We are currently evaluating prisma and are discussing possible architectures for a solution.

The current approach is based von Next.JS, Prisma and MSSQL Server and involves the need that users can connect to different databases by configuration at runtime. So a user might have access to multiple databases by permission provided from a different backend and can choose at runtime to which db she wants to connect to. For now I'd assume that schema is structure-wise identical for all. So we wouldn't need to generate and maintain multiple prisma schemas - at least not for this. Potential user base is some 100s up to 1,000 of users, for concurrent users I wouldn't assume more than 50 (rather less).

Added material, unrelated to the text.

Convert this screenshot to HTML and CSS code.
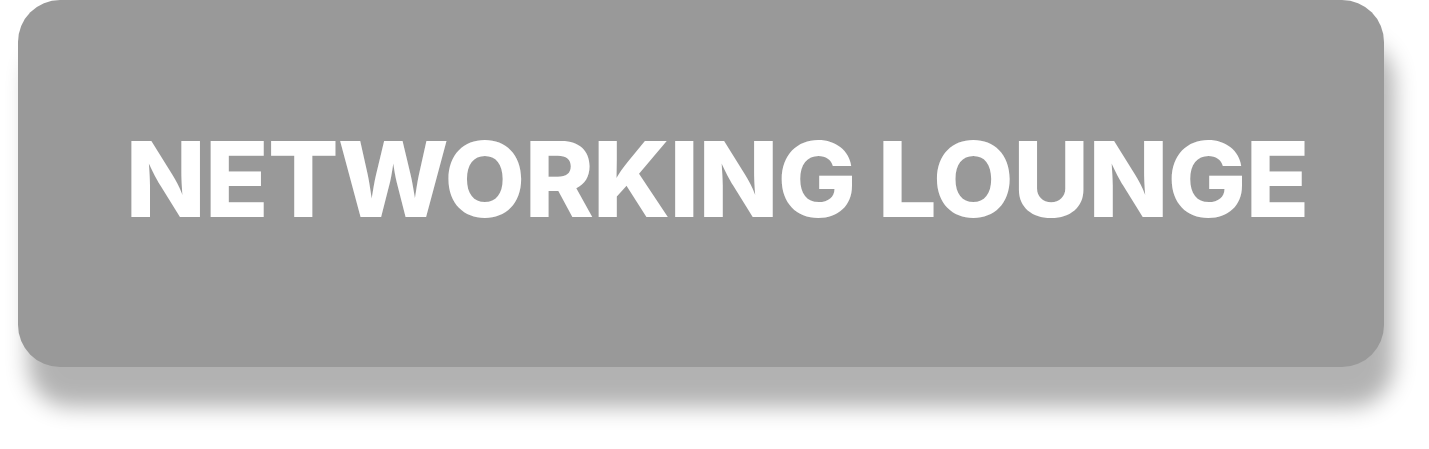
FILE: index.html
```html
<!DOCTYPE html>
<html>
<head>
<meta charset="utf-8">
<link rel="stylesheet" href="styles.css">
</head>
<body>
<div class="page">
  <div class="card">
    <h1 class="title">NETWORKING LOUNGE</h1>
  </div>
</div>
</body>
</html>
```
FILE: styles.css
```css
html, body {
  margin: 0;
  padding: 0;
  background: #ffffff;
}
.page {
  padding: 0 0 0 18px;
  width: 1429px;
  height: 449px;
  box-sizing: border-box;
  overflow: hidden;
}
.card {
  width: 1366px;
  height: 367px;
  background: #999999;
  border-radius: 42px;
  box-shadow: 10px 40px 22px rgba(0, 0, 0, 0.3);
  display: flex;
  justify-content: center;
  align-items: flex-start;
  padding-left: 32px;
  box-sizing: border-box;
}
.title {
  margin: 0;
  padding-top: 119px;
  font-family: "Inter", "Liberation Sans", sans-serif;
  font-weight: 800;
  font-size: 105px;
  letter-spacing: -1.05px;
  line-height: 120px;
  color: #ffffff;
  white-space: nowrap;
}
```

So we are wondering if there is a way to implement this using prisma.
From reading the docs and following discussions here it appears technically possible, but we are wondering if it is a reasonable approach non-functionally, performance-wise to
a) First Approach: alter the prisma client instance by request and user everytime it is requested (resp. when a different db is to be queried based on user's settings). This doesn't appear ideal performance-wise assuming that there is one shared prisma client instance for all users / sessions, which would have to be reinitialised every time. Or am I wrong about this?
b) Second Approach: maintain a map or comparable structure of prisma client instances in the nextjs app / node server instance in memory, one for each db / schema instance requested? That can obviously result in numerous prisma client instances based on the number of dbs/schemas requested. And would infer some complexity because we'd have to take care of purging the list when clients are not used for a certain amout of time. etc. The risks which come to mind are of course memory issues when there are too many prisma client instances etc., and also connection pooling issues on db side

Is there any experience towards any of the approaches here?

Obvious alternatives would be:

  • merge all data into one db schema instance (somewhat difficult for some reasons lying in the nature of the app / use cases)
  • Scale horizontally - one node instance per DB schema connection (appears very time consuming and expensive, no idea how to implement in a way that it creates an acceptable ux).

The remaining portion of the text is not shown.